Front-end source files
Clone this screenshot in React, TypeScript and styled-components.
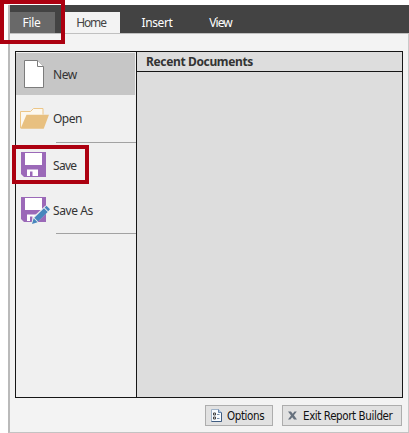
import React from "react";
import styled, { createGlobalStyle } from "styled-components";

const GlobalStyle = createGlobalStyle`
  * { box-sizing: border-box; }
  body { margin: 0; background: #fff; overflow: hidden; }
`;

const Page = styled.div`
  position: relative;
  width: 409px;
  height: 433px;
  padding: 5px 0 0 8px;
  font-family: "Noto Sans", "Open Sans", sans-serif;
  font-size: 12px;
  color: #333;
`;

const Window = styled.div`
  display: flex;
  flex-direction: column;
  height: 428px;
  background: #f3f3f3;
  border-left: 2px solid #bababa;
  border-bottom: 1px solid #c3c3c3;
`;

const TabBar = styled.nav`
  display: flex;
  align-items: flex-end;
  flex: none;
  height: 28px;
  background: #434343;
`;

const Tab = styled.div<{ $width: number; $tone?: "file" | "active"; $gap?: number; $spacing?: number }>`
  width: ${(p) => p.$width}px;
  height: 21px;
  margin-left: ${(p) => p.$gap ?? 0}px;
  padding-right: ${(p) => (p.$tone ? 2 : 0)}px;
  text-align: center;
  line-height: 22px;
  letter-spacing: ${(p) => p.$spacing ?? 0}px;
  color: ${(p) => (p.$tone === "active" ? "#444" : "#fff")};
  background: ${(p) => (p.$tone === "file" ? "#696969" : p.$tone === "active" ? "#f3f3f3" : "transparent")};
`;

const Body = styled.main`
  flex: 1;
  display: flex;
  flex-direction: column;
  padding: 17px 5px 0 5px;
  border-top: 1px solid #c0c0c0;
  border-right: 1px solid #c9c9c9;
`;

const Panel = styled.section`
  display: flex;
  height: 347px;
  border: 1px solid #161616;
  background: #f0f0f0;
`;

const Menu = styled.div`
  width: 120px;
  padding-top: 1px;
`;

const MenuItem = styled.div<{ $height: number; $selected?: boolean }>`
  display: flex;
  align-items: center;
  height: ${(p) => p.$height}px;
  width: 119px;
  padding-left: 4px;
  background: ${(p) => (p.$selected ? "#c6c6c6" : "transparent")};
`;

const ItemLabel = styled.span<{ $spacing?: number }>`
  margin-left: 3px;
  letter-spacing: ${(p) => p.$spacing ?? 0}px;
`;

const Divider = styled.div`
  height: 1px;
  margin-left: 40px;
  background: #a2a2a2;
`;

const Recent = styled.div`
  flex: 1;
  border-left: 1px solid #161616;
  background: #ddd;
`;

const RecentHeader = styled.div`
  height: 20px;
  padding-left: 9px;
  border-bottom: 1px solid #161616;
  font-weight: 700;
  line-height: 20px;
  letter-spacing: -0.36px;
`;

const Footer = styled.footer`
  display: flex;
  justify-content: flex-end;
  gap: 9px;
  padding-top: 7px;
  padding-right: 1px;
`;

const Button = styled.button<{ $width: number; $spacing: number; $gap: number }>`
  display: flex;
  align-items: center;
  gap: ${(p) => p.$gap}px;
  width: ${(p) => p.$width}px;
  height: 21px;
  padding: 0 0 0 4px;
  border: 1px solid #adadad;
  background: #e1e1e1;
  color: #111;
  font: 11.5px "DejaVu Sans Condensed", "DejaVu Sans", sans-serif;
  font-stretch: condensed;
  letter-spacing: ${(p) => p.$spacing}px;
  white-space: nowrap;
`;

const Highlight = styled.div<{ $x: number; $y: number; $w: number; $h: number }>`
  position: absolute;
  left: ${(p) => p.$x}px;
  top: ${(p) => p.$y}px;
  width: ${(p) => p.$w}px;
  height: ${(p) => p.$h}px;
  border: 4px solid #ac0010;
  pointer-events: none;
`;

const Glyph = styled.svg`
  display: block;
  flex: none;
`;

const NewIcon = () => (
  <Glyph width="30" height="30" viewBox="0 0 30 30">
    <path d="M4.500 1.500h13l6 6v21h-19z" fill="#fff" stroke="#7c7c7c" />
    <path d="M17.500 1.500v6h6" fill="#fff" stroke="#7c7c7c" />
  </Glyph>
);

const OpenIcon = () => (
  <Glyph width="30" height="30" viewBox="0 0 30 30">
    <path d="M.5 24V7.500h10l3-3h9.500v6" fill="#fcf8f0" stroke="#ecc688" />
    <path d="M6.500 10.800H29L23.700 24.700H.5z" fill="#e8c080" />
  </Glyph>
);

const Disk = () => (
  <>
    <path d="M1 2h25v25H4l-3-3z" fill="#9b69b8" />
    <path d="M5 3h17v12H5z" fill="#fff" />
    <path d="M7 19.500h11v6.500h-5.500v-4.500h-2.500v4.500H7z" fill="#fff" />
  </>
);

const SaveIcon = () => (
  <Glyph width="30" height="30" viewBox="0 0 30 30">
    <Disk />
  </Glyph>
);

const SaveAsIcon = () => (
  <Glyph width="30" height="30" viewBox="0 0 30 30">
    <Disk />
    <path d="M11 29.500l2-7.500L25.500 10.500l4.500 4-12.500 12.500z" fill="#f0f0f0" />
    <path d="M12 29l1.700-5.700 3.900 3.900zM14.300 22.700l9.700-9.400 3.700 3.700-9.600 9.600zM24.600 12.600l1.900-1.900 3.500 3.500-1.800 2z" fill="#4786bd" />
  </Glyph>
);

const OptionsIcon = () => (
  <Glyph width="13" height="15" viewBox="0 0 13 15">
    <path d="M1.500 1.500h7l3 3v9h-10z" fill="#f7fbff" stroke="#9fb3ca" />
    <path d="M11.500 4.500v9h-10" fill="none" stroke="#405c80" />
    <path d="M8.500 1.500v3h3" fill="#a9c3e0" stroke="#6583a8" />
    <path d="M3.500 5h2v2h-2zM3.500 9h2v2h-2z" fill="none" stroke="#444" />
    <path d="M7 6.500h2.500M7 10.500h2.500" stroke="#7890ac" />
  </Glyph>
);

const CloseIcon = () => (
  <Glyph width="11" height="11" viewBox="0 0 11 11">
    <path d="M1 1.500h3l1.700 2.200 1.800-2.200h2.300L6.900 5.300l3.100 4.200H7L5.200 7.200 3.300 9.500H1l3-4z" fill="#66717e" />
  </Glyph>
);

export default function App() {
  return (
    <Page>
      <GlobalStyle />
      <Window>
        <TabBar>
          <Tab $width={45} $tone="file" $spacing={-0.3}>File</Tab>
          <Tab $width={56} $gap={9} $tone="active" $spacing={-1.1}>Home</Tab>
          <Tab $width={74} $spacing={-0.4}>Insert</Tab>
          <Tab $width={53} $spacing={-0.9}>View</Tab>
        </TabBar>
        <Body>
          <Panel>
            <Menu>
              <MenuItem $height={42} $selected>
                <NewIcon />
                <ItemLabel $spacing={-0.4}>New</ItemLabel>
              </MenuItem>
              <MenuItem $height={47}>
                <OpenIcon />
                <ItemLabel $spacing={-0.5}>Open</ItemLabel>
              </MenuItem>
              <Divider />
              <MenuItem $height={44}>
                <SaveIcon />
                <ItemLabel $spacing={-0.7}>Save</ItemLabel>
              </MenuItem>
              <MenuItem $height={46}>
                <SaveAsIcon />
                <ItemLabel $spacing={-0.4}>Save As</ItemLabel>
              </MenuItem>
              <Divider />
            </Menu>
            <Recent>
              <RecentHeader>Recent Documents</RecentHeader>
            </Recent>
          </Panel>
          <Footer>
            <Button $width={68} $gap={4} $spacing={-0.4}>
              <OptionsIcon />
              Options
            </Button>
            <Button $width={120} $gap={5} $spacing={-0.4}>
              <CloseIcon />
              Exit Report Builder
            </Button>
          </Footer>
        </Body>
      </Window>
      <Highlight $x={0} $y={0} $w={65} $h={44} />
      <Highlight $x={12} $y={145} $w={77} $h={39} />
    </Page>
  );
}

* * *

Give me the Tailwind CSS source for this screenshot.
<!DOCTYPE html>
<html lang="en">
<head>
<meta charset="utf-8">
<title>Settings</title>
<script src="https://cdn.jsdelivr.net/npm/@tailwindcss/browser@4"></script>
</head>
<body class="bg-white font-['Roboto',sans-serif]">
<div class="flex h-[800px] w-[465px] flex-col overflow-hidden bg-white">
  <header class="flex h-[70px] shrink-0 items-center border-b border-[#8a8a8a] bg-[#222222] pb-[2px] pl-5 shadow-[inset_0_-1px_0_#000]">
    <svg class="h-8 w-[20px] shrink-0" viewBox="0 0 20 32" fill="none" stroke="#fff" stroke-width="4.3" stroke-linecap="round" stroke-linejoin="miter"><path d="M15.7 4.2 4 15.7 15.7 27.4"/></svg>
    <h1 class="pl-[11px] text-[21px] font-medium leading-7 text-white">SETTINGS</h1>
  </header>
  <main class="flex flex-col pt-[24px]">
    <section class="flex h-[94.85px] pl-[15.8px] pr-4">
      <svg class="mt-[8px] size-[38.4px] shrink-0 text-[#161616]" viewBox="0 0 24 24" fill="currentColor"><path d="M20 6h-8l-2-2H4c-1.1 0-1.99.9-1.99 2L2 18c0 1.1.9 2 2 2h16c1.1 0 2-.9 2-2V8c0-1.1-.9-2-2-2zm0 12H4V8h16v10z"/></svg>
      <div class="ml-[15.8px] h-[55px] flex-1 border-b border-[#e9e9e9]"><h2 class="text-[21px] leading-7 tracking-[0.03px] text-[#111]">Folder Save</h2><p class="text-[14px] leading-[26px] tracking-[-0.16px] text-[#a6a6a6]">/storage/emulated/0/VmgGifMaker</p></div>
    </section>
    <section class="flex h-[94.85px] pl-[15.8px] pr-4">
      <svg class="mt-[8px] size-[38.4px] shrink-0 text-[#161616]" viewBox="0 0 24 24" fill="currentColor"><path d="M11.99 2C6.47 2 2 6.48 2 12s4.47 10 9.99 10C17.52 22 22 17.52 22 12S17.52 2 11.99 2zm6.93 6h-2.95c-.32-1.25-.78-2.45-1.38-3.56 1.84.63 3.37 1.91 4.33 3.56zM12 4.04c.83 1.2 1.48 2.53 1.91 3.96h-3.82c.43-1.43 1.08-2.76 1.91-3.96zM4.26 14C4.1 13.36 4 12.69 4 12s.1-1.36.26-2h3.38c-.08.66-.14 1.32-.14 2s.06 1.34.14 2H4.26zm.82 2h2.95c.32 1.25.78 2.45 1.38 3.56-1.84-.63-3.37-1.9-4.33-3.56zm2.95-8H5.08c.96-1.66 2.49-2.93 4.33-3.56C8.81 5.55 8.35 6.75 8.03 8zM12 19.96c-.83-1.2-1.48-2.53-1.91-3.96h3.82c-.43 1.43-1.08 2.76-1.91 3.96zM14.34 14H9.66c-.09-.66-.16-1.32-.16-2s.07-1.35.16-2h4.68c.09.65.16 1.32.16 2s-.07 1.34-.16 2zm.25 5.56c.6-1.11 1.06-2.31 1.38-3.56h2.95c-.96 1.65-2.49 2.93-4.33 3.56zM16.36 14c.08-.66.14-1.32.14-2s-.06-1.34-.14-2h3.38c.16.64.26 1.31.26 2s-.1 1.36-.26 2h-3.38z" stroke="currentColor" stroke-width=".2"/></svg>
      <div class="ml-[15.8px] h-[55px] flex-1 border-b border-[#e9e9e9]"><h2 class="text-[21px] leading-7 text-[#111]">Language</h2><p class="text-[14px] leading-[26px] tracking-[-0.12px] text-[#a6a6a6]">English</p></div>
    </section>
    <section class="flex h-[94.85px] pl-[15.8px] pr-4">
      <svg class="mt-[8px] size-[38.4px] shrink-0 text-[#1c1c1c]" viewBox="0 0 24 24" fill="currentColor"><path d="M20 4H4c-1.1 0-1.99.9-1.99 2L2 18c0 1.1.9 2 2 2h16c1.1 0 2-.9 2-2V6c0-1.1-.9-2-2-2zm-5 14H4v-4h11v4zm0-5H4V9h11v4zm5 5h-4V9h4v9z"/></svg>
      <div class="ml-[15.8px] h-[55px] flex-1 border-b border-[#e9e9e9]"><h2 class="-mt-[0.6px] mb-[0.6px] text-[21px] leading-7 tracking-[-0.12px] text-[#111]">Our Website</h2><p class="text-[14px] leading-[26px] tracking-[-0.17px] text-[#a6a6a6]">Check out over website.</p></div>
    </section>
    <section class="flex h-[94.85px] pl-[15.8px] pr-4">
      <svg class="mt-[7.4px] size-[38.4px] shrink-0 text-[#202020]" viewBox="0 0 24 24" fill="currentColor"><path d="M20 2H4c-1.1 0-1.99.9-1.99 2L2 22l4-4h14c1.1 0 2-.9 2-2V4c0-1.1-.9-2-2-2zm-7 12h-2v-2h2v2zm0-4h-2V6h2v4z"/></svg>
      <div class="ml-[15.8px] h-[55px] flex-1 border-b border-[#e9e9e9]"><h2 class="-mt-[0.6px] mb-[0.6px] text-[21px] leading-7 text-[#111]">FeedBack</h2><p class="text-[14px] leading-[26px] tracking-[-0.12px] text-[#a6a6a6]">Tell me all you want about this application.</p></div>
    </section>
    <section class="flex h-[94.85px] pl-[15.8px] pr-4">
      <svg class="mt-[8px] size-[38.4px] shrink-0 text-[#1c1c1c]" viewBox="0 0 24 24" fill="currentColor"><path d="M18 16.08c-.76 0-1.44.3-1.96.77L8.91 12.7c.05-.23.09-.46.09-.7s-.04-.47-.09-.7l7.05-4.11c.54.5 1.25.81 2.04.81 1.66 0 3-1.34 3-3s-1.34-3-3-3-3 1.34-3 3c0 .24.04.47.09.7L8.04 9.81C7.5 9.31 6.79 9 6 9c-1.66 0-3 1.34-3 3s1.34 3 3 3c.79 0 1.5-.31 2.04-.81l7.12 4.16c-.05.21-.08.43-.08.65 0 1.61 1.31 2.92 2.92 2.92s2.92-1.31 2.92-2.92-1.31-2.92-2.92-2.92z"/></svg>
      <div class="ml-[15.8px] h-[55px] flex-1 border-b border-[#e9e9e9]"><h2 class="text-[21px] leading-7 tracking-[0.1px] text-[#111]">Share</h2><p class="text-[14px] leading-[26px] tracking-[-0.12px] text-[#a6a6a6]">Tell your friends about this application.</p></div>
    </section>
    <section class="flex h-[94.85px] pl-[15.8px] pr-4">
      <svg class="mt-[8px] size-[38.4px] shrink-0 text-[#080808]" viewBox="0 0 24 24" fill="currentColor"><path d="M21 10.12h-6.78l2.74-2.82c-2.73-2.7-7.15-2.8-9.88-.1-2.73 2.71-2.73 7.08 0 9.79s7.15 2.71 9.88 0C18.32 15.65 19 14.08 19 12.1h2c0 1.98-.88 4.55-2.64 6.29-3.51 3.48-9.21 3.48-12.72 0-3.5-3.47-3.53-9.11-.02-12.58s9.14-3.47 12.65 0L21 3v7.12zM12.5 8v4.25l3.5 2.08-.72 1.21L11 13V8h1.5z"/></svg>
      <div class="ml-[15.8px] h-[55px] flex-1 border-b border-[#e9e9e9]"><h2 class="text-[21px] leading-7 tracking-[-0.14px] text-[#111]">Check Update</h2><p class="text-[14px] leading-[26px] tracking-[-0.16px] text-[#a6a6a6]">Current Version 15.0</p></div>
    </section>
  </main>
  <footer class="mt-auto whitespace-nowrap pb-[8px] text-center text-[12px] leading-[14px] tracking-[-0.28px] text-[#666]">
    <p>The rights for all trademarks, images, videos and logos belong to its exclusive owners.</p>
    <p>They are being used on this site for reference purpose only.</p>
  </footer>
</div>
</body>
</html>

• What the task asks: Pull every line containing the word "this" out of the material and copy it.

• Written answer:
Clone this screenshot in React, TypeScript and styled-components.
Give me the Tailwind CSS source for this screenshot.
      <div class="ml-[15.8px] h-[55px] flex-1 border-b border-[#e9e9e9]"><h2 class="-mt-[0.6px] mb-[0.6px] text-[21px] leading-7 text-[#111]">FeedBack</h2><p class="text-[14px] leading-[26px] tracking-[-0.12px] text-[#a6a6a6]">Tell me all you want about this application.</p></div>
      <div class="ml-[15.8px] h-[55px] flex-1 border-b border-[#e9e9e9]"><h2 class="text-[21px] leading-7 tracking-[0.1px] text-[#111]">Share</h2><p class="text-[14px] leading-[26px] tracking-[-0.12px] text-[#a6a6a6]">Tell your friends about this application.</p></div>
    <p>They are being used on this site for reference purpose only.</p>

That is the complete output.